Why Lobbyists Write Bills and Why You Shouldn’t Worry Too Much About It

A flag flies at half-staff on the U.S. Capitol on May 21, 2013, on Capitol Hill in Washington, D.C.

Photo by Alex Wong/Getty Images

You are a member of the United States House of Representatives. You have a seat on a committee of some significance. And you see that pending before your committee is a bill that will alter the tax treatment of a bunch of stuff. The bill has a measure of bipartisan support, and the president—a member of your party—is backing the legislation. Your staff looks it over and it seems good. The Washington Post editorial page likes it. Some PDF from Brookings approves. But there’s a problem. Your chief of staff tells you that the lobbyist who was his chief of staff back when he was legislative director for a now-retired House member is telling him that the solar industry is concerned that one aspect of the legislation will really hurt their industry. The lobbyist in question is calling his friend and former colleague, your chief of staff, because he’s looking for some help and he knows that you’re actively engaged in a Senate primary in which you’re busy touting your record of championing clean energy.

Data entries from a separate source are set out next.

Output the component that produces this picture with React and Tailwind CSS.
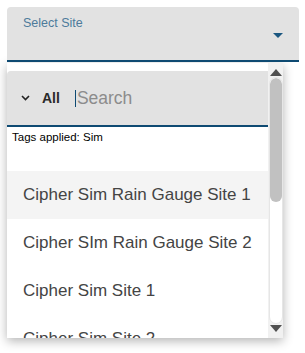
import React from 'react';

const SITES = [
  'Cipher Sim Rain Gauge Site 1',
  'Cipher SIm Rain Gauge Site 2',
  'Cipher Sim Site 1',
  'Cipher Sim Site 2',
];

export default function App() {
  return (
    <div className="w-[305px] h-[353px] bg-white overflow-hidden font-['Liberation_Sans',Arial,sans-serif]">
      {/* Select field */}
      <div className="ml-[7px] mt-[7px] w-[292px] h-[55px] bg-[#e2e2e2] rounded-t-[4px] border-b-2 border-[#0e4a72] relative">
        <div className="pl-[16px] pt-[8px] text-[12.5px] leading-[16px] text-[#4d7b9b]">Select Site</div>
        <svg className="absolute right-[16px] top-[26px]" width="10" height="5" viewBox="0 0 10 5">
          <path d="M0 0 L10 0 L5 5 Z" fill="#1b5780" />
        </svg>
      </div>

      {/* Dropdown panel */}
      <div className="ml-[7px] mt-px w-[276px] h-[275px] bg-white flex shadow-[0_3px_10px_rgba(0,0,0,0.3)]">
        <div className="flex-1 overflow-hidden pt-[8px]">
          <div className="h-[56px] bg-[#e2e2e2] rounded-tl-[4px] border-b-2 border-[#0e4a72] flex items-center">
            <svg className="ml-[14px]" width="9" height="6" viewBox="0 0 9 6">
              <path d="M1 1 L4.5 4.5 L8 1" fill="none" stroke="#222" strokeWidth="1.6" />
            </svg>
            <span className="ml-[12px] text-[14px] font-bold text-[#2a2a2a]">All</span>
            <span className="ml-[15px] w-px h-[17px] bg-[#0e4a72]" />
            <span className="ml-px text-[17.5px] text-[#8c8c8c]">Search</span>
          </div>
          <div className="h-[44px] pl-[5px] pt-[2px] text-[11.5px] leading-[16px] text-black">Tags applied: Sim</div>
          <div className="flex flex-col">
            {SITES.map((s, i) => (
              <div
                key={s}
                className={`h-[48px] shrink-0 flex items-center pl-[16px] text-[17px] text-[#444] whitespace-nowrap ${i === 0 ? 'bg-[#f4f4f4]' : ''}`}
              >
                {s}
              </div>
            ))}
          </div>
        </div>

        {/* Scrollbar */}
        <div className="w-[15px] bg-[#f1f1f1] flex flex-col items-center">
          <div className="h-[13px] flex items-end justify-center">
            <svg width="12" height="7" viewBox="0 0 12 7">
              <path d="M0 7 L6 0 L12 7 Z" fill="#505050" />
            </svg>
          </div>
          <div className="flex-1 w-[14px] my-[1px] rounded-full bg-white border border-[#e6e6e6] overflow-hidden">
            <div className="h-[124px] bg-[#c1c1c1] rounded-full" />
          </div>
          <div className="h-[13px] flex items-start justify-center">
            <svg width="12" height="7" viewBox="0 0 12 7">
              <path d="M0 0 L12 0 L6 7 Z" fill="#505050" />
            </svg>
          </div>
        </div>
      </div>
    </div>
  );
}
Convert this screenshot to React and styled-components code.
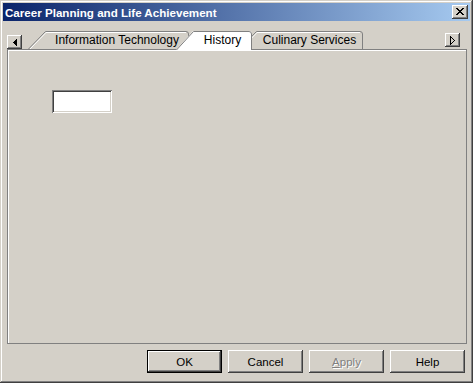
import React from "react";
import styled, { createGlobalStyle } from "styled-components";

const GlobalStyle = createGlobalStyle`
  html, body {
    margin: 0;
    padding: 0;
    background: #d4d0c8;
  }
  * {
    box-sizing: border-box;
  }
`;

const FACE = "#d4d0c8";

const Window = styled.div`
  width: 473px;
  height: 383px;
  padding: 3px;
  background: ${FACE};
  display: flex;
  flex-direction: column;
  font-family: "Liberation Sans", Arial, sans-serif;
  font-size: 11px;
  color: #000;
  box-shadow: inset -1px -1px #404040, inset 1px 1px ${FACE},
    inset -2px -2px #808080, inset 2px 2px #ffffff;
`;

const TitleBar = styled.div`
  height: 18px;
  display: flex;
  align-items: center;
  padding-left: 2px;
  padding-right: 2px;
  background: linear-gradient(to right, #0a246a, #a6caf0);
`;

const TitleText = styled.div`
  flex: 1;
  color: #fff;
  font-weight: bold;
  font-size: 11.6px;
  white-space: nowrap;
`;

const raised = `
  box-shadow: inset -1px -1px #404040, inset 1px 1px #ffffff,
    inset -2px -2px #808080, inset 2px 2px ${FACE};
`;

const CloseButton = styled.div`
  width: 16px;
  height: 14px;
  background: ${FACE};
  display: flex;
  align-items: center;
  justify-content: center;
  padding-bottom: 1px;
  ${raised}
`;

const Body = styled.div`
  flex: 1;
  display: flex;
  flex-direction: column;
  padding: 10px 3px 7px 4px;
`;

const TabStrip = styled.div`
  height: 18px;
  display: flex;
  align-items: flex-end;
`;

const ScrollButton = styled.div`
  width: 15px;
  height: 14px;
  margin-bottom: ${(p) => p.$drop}px;
  margin-left: ${(p) => (p.$right ? "auto" : "0")};
  margin-right: ${(p) => (p.$right ? "7px" : "6px")};
  background: ${FACE};
  display: flex;
  align-items: center;
  justify-content: center;
  ${raised}
`;

const TabList = styled.div`
  display: flex;
  align-items: flex-end;
`;

const TabItem = styled.div`
  position: relative;
  z-index: ${(p) => (p.$selected ? 2 : 1)};
  width: ${(p) => p.$width}px;
  height: ${(p) => (p.$selected ? 19 : 18)}px;
  margin-left: ${(p) => (p.$first ? 0 : -13)}px;
  margin-bottom: ${(p) => (p.$selected ? -1 : 0)}px;
  padding-left: 17px;
  padding-bottom: ${(p) => (p.$selected ? 1 : 0)}px;
  display: flex;
  align-items: center;
  justify-content: center;
  font-size: 12px;
  white-space: nowrap;

  & > svg {
    position: absolute;
    left: 0;
    top: 0;
  }
`;

const TabLabel = styled.span`
  position: relative;
`;

const Panel = styled.div`
  flex: 1;
  border: 1px solid #808080;
  box-shadow: inset 1px 1px #ffffff;
  padding: 40px 0 0 44px;
`;

const TextField = styled.div`
  width: 60px;
  height: 23px;
  background: #fff;
  box-shadow: inset 1px 1px #808080, inset -1px -1px #ffffff,
    inset 2px 2px #404040, inset -2px -2px ${FACE};
`;

const ButtonRow = styled.div`
  display: flex;
  justify-content: flex-end;
  gap: 6px;
  margin-top: 6px;
  padding-right: 2px;
`;

const DialogButton = styled.div`
  width: 75px;
  height: 23px;
  display: flex;
  align-items: center;
  justify-content: center;
  background: ${FACE};
  font-size: 11.5px;
  color: ${(p) => (p.$disabled ? "#808080" : "#000")};
  text-shadow: ${(p) => (p.$disabled ? "1px 1px #ffffff" : "none")};
  border: ${(p) => (p.$default ? "1px solid #000" : "none")};
  ${raised}

  u {
    text-decoration: underline;
  }
`;

function PixelGlyph({ rows, color = "#000" }) {
  const w = rows[0].length;
  const h = rows.length;
  return (
    <svg width={w} height={h} viewBox={`0 0 ${w} ${h}`} shapeRendering="crispEdges">
      {rows.map((row, y) =>
        row.split("").map((c, x) =>
          c === "X" ? <rect key={`${x}-${y}`} x={x} y={y} width="1" height="1" fill={color} /> : null
        )
      )}
    </svg>
  );
}

const closeGlyph = [
  "XX....XX",
  ".XX..XX.",
  "..XXXX..",
  "...XX...",
  "..XXXX..",
  ".XX..XX.",
  "XX....XX",
];

const leftGlyph = [
  "...X",
  "..XX",
  ".XXX",
  "XXXX",
  ".XXX",
  "..XX",
  "...X",
];

const rightGlyph = [
  "X....",
  "XX...",
  "X.X..",
  "X..X.",
  "X...X",
  "X..X.",
  "X.X..",
  "XX...",
  "X....",
];

function TabShape({ width, selected }) {
  const h = selected ? 19 : 18;
  const s = 17;
  const w = width;
  const outline = `M0.5 ${h} L${s + 0.5} 0.5 L${w - 3} 0.5 Q${w - 0.5} 0.5 ${w - 0.5} 3 L${w - 0.5} ${h}`;
  const fill = `M0 ${h} L${s} 0 L${w - 3} 0 Q${w} 0 ${w} 3 L${w} ${h} Z`;
  const inner = `M2 ${h - (selected ? 1 : 0)} L${s + 1} 1.5 L${w - 3} 1.5`;
  return (
    <svg width={w} height={h} viewBox={`0 0 ${w} ${h}`}>
      <path d={fill} fill={selected ? "#ffffff" : FACE} />
      {!selected && <path d={inner} fill="none" stroke="#ffffff" strokeWidth="1" />}
      <path d={outline} fill="none" stroke="#808080" strokeWidth="1" />
    </svg>
  );
}

const tabs = [
  { label: "Information Technology", width: 161 },
  { label: "History", width: 76, selected: true },
  { label: "Culinary Services", width: 124 },
];

export default function App() {
  return (
    <>
      <GlobalStyle />
      <Window>
        <TitleBar>
          <TitleText>Career Planning and Life Achievement</TitleText>
          <CloseButton>
            <PixelGlyph rows={closeGlyph} />
          </CloseButton>
        </TitleBar>
        <Body>
          <TabStrip>
            <ScrollButton $drop={0}>
              <PixelGlyph rows={leftGlyph} />
            </ScrollButton>
            <TabList>
              {tabs.map((t, i) => (
                <TabItem key={t.label} $width={t.width} $selected={t.selected} $first={i === 0}>
                  <TabShape width={t.width} selected={t.selected} />
                  <TabLabel>{t.label}</TabLabel>
                </TabItem>
              ))}
            </TabList>
            <ScrollButton $right $drop={2}>
              <PixelGlyph rows={rightGlyph} />
            </ScrollButton>
          </TabStrip>
          <Panel>
            <TextField />
          </Panel>
          <ButtonRow>
            <DialogButton $default>OK</DialogButton>
            <DialogButton>Cancel</DialogButton>
            <DialogButton $disabled>
              <span>
                <u>A</u>pply
              </span>
            </DialogButton>
            <DialogButton>Help</DialogButton>
          </ButtonRow>
        </Body>
      </Window>
    </>
  );
}
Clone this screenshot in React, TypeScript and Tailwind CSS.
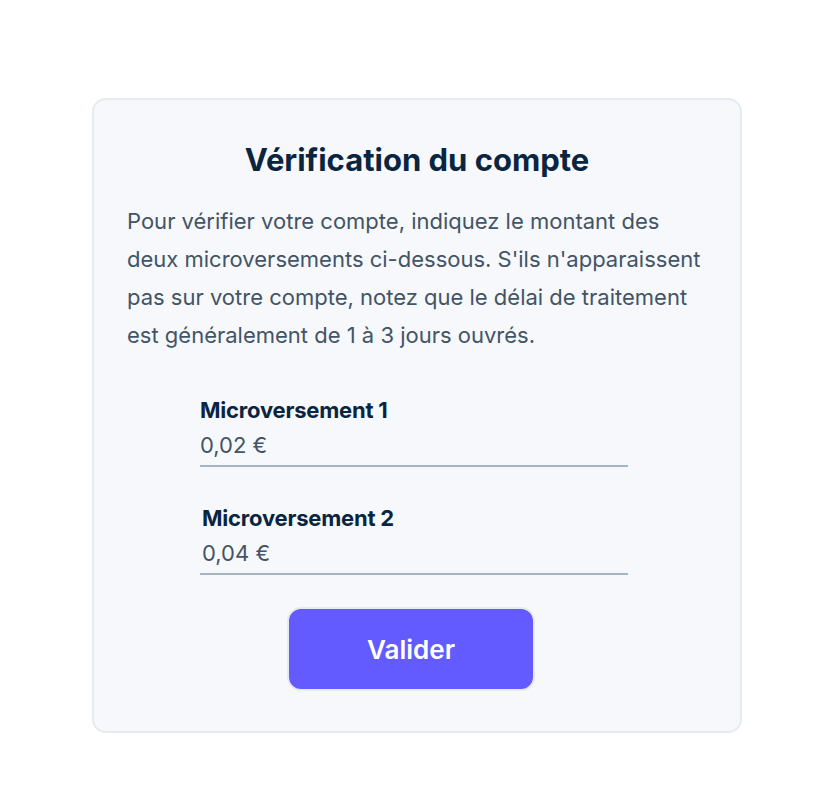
const FIELDS = [
  { label: "Microversement 1", value: "0,02 €", shift: "" },
  { label: "Microversement 2", value: "0,04 €", shift: "pl-[2px]" },
];

export default function App() {
  return (
    <div className="min-h-screen bg-white pt-[98px] pl-[92px]" style={{ fontFamily: "Inter, 'Noto Sans', sans-serif" }}>
      <div className="w-[650px] rounded-[14px] border-2 border-[#e6ebf1] bg-[#f6f8fb] px-[33px] pt-[38px] pb-[40px]">
        <h1 className="text-center text-[31px] font-bold leading-[44px] text-[#0a2540]">
          Vérification du compte
        </h1>
        <p className="mt-[20px] w-[580px] text-[22px] leading-[38px] text-[#425466]">
          Pour vérifier votre compte, indiquez le montant des deux microversements ci-dessous. S'ils n'apparaissent pas sur votre compte, notez que le délai de traitement est généralement de 1 à 3 jours ouvrés.
        </p>

        <div className="mt-[42px] ml-[73px] flex w-[428px] flex-col gap-[37px]">
          {FIELDS.map((f) => (
            <div key={f.label} className="flex flex-col">
              <label className={`text-[22px] font-bold leading-[28px] tracking-[-0.2px] text-[#0a2540] ${f.shift}`}>{f.label}</label>
              <div className={`mt-[7px] pb-[6px] border-b-2 border-[#a6b5c6] text-[22px] leading-[28px] text-[#425466] ${f.shift}`}>
                {f.value}
              </div>
            </div>
          ))}
        </div>

        <div className="mt-[32px] flex justify-center pr-[12px]">
          <button className="h-[84px] w-[248px] rounded-[14px] border-2 border-[#e6ebf1] bg-[#635bff] text-[26px] font-semibold text-white">
            Valider
          </button>
        </div>
      </div>
    </div>
  );
}
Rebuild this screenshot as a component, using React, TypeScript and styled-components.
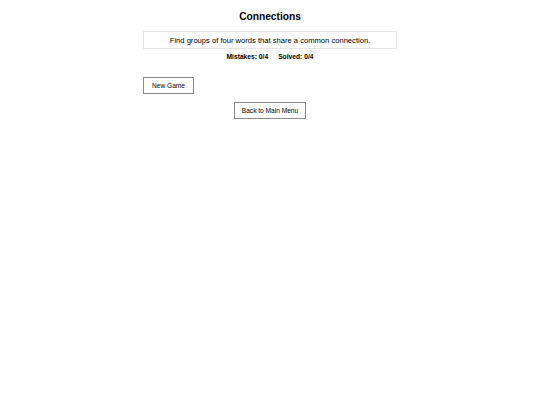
import React from "react";
import styled, { createGlobalStyle } from "styled-components";

const Global = createGlobalStyle`
  html, body { margin: 0; padding: 0; background: #ffffff; }
  body { font-family: "Liberation Sans", Arial, sans-serif; color: #000; }
`;

const Page = styled.div`
  display: flex;
  flex-direction: column;
  align-items: center;
  padding-top: 10px;
`;

const Container = styled.div`
  width: 254px;
  display: flex;
  flex-direction: column;
`;

const Title = styled.h1`
  margin: 0;
  font-size: 10.2px;
  line-height: 13px;
  font-weight: 700;
  text-align: center;
`;

const Info = styled.div`
  margin-top: 8px;
  border: 1px solid #e6e6e6;
  height: 16px;
  display: flex;
  align-items: center;
  justify-content: center;
  font-size: 7.6px;
`;

const Stats = styled.div`
  margin-top: 3px;
  display: flex;
  justify-content: center;
  gap: 10px;
  font-size: 6.7px;
  font-weight: 700;
  line-height: 9px;
`;

const Controls = styled.div`
  margin-top: 16px;
  display: flex;
`;

const Button = styled.button<{ $center?: boolean }>`
  box-sizing: border-box;
  height: 17px;
  padding: 0 ${(p) => (p.$center ? 7 : 8)}px;
  border: 1px solid #8a8a8a;
  background: #fff;
  font-family: "Liberation Sans", Arial, sans-serif;
  font-size: 6.6px;
  color: #000;
  align-self: ${(p) => (p.$center ? "center" : "flex-start")};
  cursor: pointer;
`;

const BackRow = styled.div`
  margin-top: 8px;
  display: flex;
  justify-content: center;
`;

export default function App() {
  return (
    <>
      <Global />
      <Page>
        <Container>
          <Title>Connections</Title>
          <Info>Find groups of four words that share a common connection.</Info>
          <Stats>
            <span>Mistakes: 0/4</span>
            <span>Solved: 0/4</span>
          </Stats>
          <Controls>
            <Button>New Game</Button>
          </Controls>
          <BackRow>
            <Button $center>Back to Main Menu</Button>
          </BackRow>
        </Container>
      </Page>
    </>
  );
}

Your chief of staff checked with the Sierra Club and they agree there’s a problem here. So tell your chief that of course you want to fix the problem, so your chief gets some suggested legislative language from the lobbyist and you offer it as an amendment. You tell your green-minded colleagues that the amendment’s got to get in there for the sake of clean energy, and you tell the rest of the bill’s proponents on the committee that the thing is never going to pass unless the solar problem gets fixed. So the amendment passes and the bill moves out of committee.

All in a good week’s work, you think to yourself, until you wind up in one of these New York Times articles about how lobbyists are doing the legislation-writing for Congress.

Now in the particular story the Times is talking about, the lobbyists are writing the legislation to make bank regulation laxer. That sounds terrible to me. But it sounds terrible not because the lobbyists are writing the laws, but because in general I don’t think regulation should be more favorable to the financial services industry. But I do think legislation should be more favorable to the solar industry, and to the intercity bus industry, and to nurse practitioners, and to urban infill real estate developers, and to food truck operators. So while of course I don’t think legislators should simply give a blank check to the lobbyists working for those sectors or professional associations, I do think it’s entirely appropriate for legislators to avail themselves of the expertise of lobbyists when crafting the details of legislative language. A House member has a limited staff budget, and his team is not going to be expert in every issue under the sun. A politician needs to know, broadly speaking, whom he stands with and work cooperatively with those groups.

When you think about it, this is basically the most benign function a lobbyist could be performing. It’s the famous (to political scientists) Hall & Deardorff “Lobbying as Legislative Subsidy” model in which the lobbyists aren’t bribing the legislators to do what the lobbyists want, the lobbyists are helping the legislators execute on a shared agenda.

I’m not asking anyone to love this system. Certainly I don’t love it. And if you want to fix it, the way is to increase the resources available to legislators. I’d particularly look at state legislatures, where low pay, part-time schedules, nearly nonexistent staff budgets, and term limits all tend to conspire to leave politicians dangerously dependent on the expertise of lobbyists. In the federal Congress, the problem isn’t nearly as acute. But it’s still the case that staff resources are finite. If your objective as a politician is to make sure the building trades unions’ interests are taken care of in the W visa section of immigration reform legislation, the best way to do that is to ask their lobbyists rather than trying to guess. If your objective as a politician is to make life easier for the financial services industry, then I think maybe you need to have your head examined, but it’s still the case that asking the lobbyists what your amendments should say is the reasonable approach.